Richard Brekne Richard.Brekne@grieg.uib.no
Sun, 30 Mar 2003 17:21:41 +0200



Farrell wrote:

> I'm not 100% sure I am understanding your comments correctly, but here goes: The board in my picture has very thin (about 3/8" thick) ribs and offer little resistance to bending. An unribbed panel will expand and contract with changing humidity without crushing - because it can expand freely. With my MC gauge in the photo, the wood is relatively free (compared to a piano soundboard in a strung piano) to expand and contract, so little, if any, crushing is going to occur with my MC gauge (likely no crushing because the level of compression force here is likely well below the failure level of spruce).

We are on the same page here.

> In the piano, when the soundboard panel is exposed to a similar high humidity environment, the panel will try to expand as much as the panel of my MC gauge.
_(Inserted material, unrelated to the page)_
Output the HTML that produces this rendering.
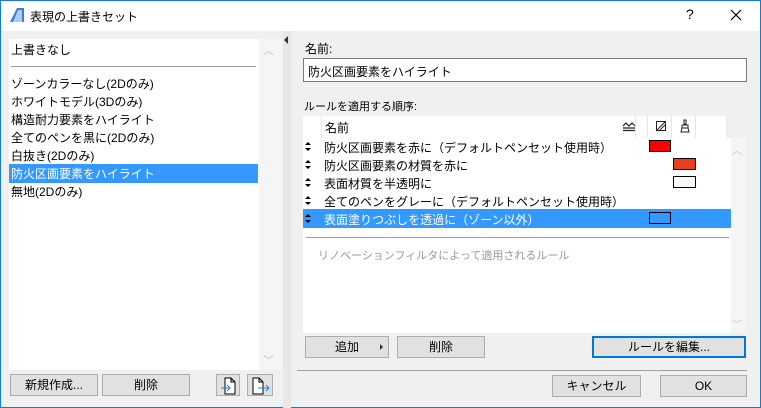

It will tend to crush though because the stiff ribs

Here's where my comment came in... I thought it (a real soundboard) would start crushing without the addtion of the string downbearing... especially if you are up to humidity levels as in your (very cool I might add) experiement.


> and the string downbearing pressure prevent it from expanding (of course, it will expand a little bit, and that is why you might see a several millimeter increase in crown - ! but not 8 inches).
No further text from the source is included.